Lesson IV — Each runtime has a single blocking entry point, so it can only ever block on a single unit of asynchronous work.
This one really stumped me. I kept getting errors from the tokio runtime claiming that you can’t create a new runtime from inside another one. I was baffled —”I’m only creating one runtime!”, I shouted at my monitor.
It turns out that deep inside the rusoto code there was a function called
into_sync_reader() that converted a byte stream future into a synchronous object that implemented the
Read trait. I’d used that to get the chunk bytes from S3. As it turns out, the only way to convert asynchronous work into synchronous work is to block on it. So, inside that function, it calls
block_on(), which is the tokio runtime’s singleton entry point. For reasons that are only obvious to me now, you can’t block inside a section of code that’s already being blocked on by an outer scope (aka a deadlock). I fixed this problem by mapping the asynchronous stream into a vector of bytes and awaiting the result in an asynchronous fashion that didn’t block or create a new runtime.

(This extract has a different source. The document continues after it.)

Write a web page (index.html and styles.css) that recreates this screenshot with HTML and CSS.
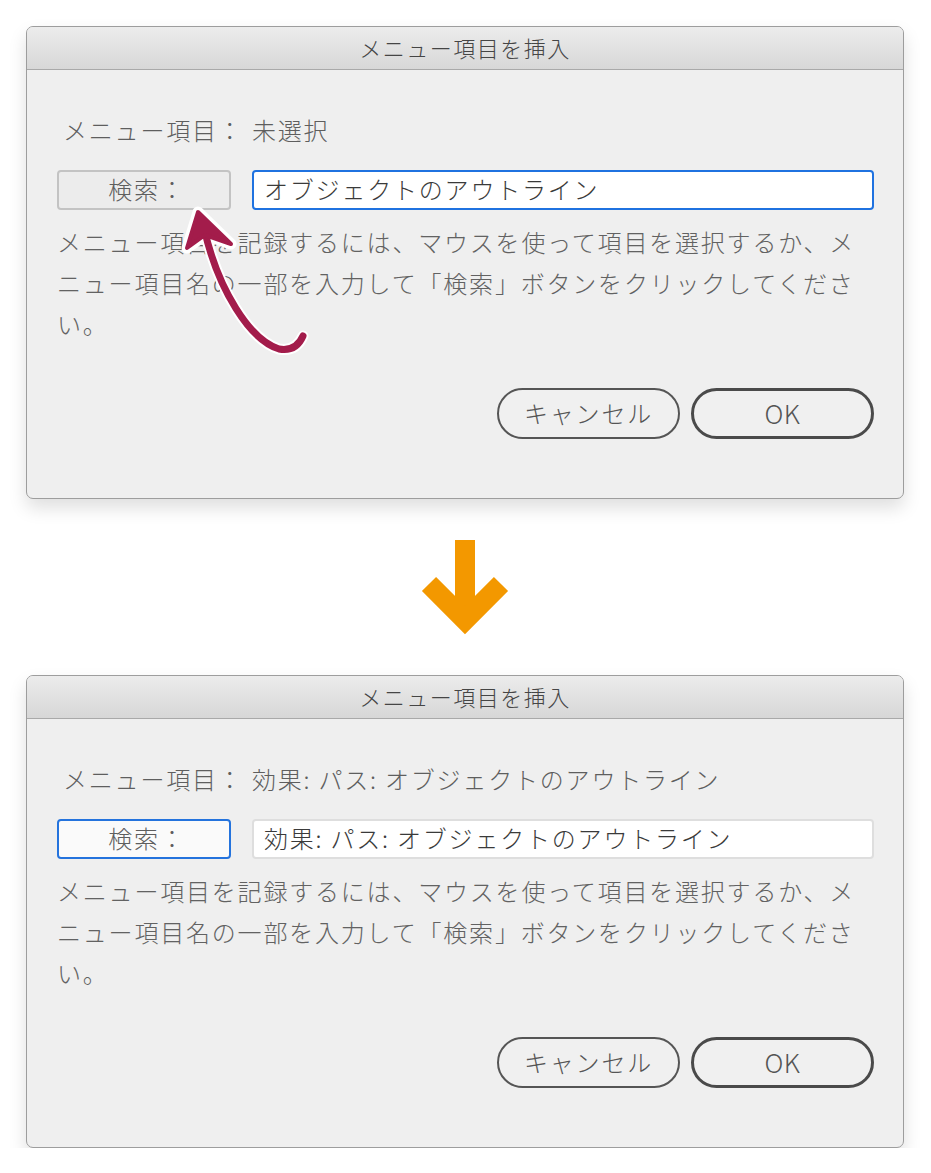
FILE: index.html
```html
<!DOCTYPE html>
<html lang="ja">
<head>
<meta charset="utf-8">
<title>メニュー項目を挿入</title>
<link rel="stylesheet" href="styles.css">
</head>
<body>
<main class="page">
  <section class="dialog">
    <header class="titlebar">メニュー項目を挿入</header>
    <div class="content">
      <div class="item-row">
        <span class="label">メニュー項目：</span>
        <span class="value">未選択</span>
      </div>
      <div class="search-row">
        <button class="search-btn">検索：</button>
        <div class="field field-focus">オブジェクトのアウトライン</div>
      </div>
      <p class="desc">メニュー項目を記録するには、マウスを使って項目を選択するか、メニュー項目名の一部を入力して「検索」ボタンをクリックしてください。</p>
      <div class="actions">
        <button class="btn btn-cancel">キャンセル</button>
        <button class="btn btn-ok">OK</button>
      </div>
    </div>
    <svg class="pointer" viewBox="26 26 878 473" width="878" height="473" aria-hidden="true">
      <g fill="none" stroke="#ffffff" stroke-width="11" stroke-linecap="round" stroke-linejoin="round">
        <path d="M303 336 Q296 352 279 349 C250 340 218 290 204 228"/>
        <path d="M198 212 L187 248 L205 235 L231 244 Z" fill="#ffffff"/>
      </g>
      <g fill="none" stroke="#a31c4b" stroke-width="7" stroke-linecap="round" stroke-linejoin="round">
        <path d="M303 336 Q296 352 279 349 C250 340 218 290 204 228"/>
        <path d="M198 212 L187 248 L205 235 L231 244 Z" fill="#a31c4b" stroke-width="4"/>
      </g>
    </svg>
  </section>

  <div class="transition">
    <svg class="down-arrow" viewBox="0 0 90 96" width="90" height="96" aria-hidden="true">
      <line x1="45" y1="1" x2="45" y2="80" stroke="#f39800" stroke-width="20"/>
      <polyline points="9,45 45,81 81,45" fill="none" stroke="#f39800" stroke-width="20" stroke-linejoin="miter"/>
    </svg>
  </div>

  <section class="dialog">
    <header class="titlebar">メニュー項目を挿入</header>
    <div class="content">
      <div class="item-row">
        <span class="label">メニュー項目：</span>
        <span class="value">効果: パス: オブジェクトのアウトライン</span>
      </div>
      <div class="search-row">
        <button class="search-btn search-btn-focus">検索：</button>
        <div class="field">効果: パス: オブジェクトのアウトライン</div>
      </div>
      <p class="desc">メニュー項目を記録するには、マウスを使って項目を選択するか、メニュー項目名の一部を入力して「検索」ボタンをクリックしてください。</p>
      <div class="actions">
        <button class="btn btn-cancel">キャンセル</button>
        <button class="btn btn-ok">OK</button>
      </div>
    </div>
  </section>
</main>
</body>
</html>
```

FILE: styles.css
```css
* {
  box-sizing: border-box;
}

html, body {
  margin: 0;
  padding: 0;
  background: #ffffff;
}

body {
  font-family: "Noto Sans CJK JP", "Noto Sans", sans-serif;
  font-weight: 300;
  color: #5e5e5e;
}

.page {
  padding: 26px 0 0 26px;
  width: 931px;
}

.dialog {
  position: relative;
  width: 878px;
  height: 473px;
  background: #efefef;
  border: 1px solid #9d9d9d;
  border-radius: 7px;
  box-shadow: 0 9px 18px rgba(0, 0, 0, 0.13);
  display: flex;
  flex-direction: column;
}

.titlebar {
  height: 43px;
  line-height: 40px;
  text-align: center;
  font-size: 22px;
  letter-spacing: 1.5px;
  color: #454545;
  background: linear-gradient(#ececec, #d7d7d7);
  border-bottom: 1px solid #a9a9a9;
  border-radius: 6px 6px 0 0;
}

.content {
  padding: 40px 29px 0 30px;
  display: flex;
  flex-direction: column;
  font-size: 24px;
  letter-spacing: 1.8px;
}

.item-row {
  display: grid;
  grid-template-columns: 195px 1fr;
  height: 40px;
  line-height: 40px;
}

.label {
  padding-left: 6px;
  white-space: nowrap;
}

.value {
  white-space: nowrap;
}

.search-row {
  display: grid;
  grid-template-columns: 174px 1fr;
  column-gap: 21px;
  margin-top: 20px;
  height: 40px;
}

.search-btn {
  font: inherit;
  letter-spacing: inherit;
  color: #5e5e5e;
  background: #ececec;
  border: 2px solid #c3c3c3;
  border-radius: 4px;
  padding: 0 0 2px 6px;
  line-height: 34px;
  text-align: center;
}

.search-btn-focus {
  background: #fafafa;
  border-color: #2473dd;
}

.field {
  background: #ffffff;
  border: 2px solid #dedede;
  border-radius: 4px;
  padding: 0 10px;
  line-height: 34px;
  color: #3a3a3a;
  white-space: nowrap;
}

.field-focus {
  border-color: #1f72e0;
}

.desc {
  margin: 11px 0 0 0;
  width: 812px;
  line-height: 41px;
  color: #626262;
}

.actions {
  display: flex;
  justify-content: flex-end;
  gap: 11px;
  margin-top: 44px;
}

.btn {
  font: inherit;
  letter-spacing: inherit;
  width: 183px;
  height: 51px;
  border-radius: 26px;
  background: #f0f0f0;
  color: #555555;
  padding: 0 0 3px 0;
  text-align: center;
}

.btn-cancel {
  border: 2px solid #555555;
}

.btn-ok {
  border: 3.5px solid #4a4a4a;
  font-size: 26px;
  letter-spacing: 0.5px;
}

.pointer {
  position: absolute;
  left: -1px;
  top: -1px;
  overflow: visible;
  pointer-events: none;
}

.transition {
  width: 878px;
  height: 176px;
  display: flex;
  align-items: center;
  justify-content: center;
}

.down-arrow {
  display: block;
}
```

My code finally worked! It was time to celebrate!
Before I conclude this post, I need to thank https://twitter.com/o0ignition0o because he was on the receiving side of my unending tirade of questions and complaints and frustration. I would not have been able to get through the day without his support, and the fact that this community is so willing to help random people who aren’t coworkers is a beautiful thing. I hope I can one day pay that support forward to others.
In conclusion — I failed yesterday. I failed a lot. I made a ton of mistakes, I saw dozens of bugs arise from my own incorrect assumptions about how things worked and why. However, because of all of the mistakes yesterday, I learned a ton of useful information, four key lessons, and I feel infinitely better equipped to write concurrent code going forward.
I failed with purpose, and so I counted the day as a victory.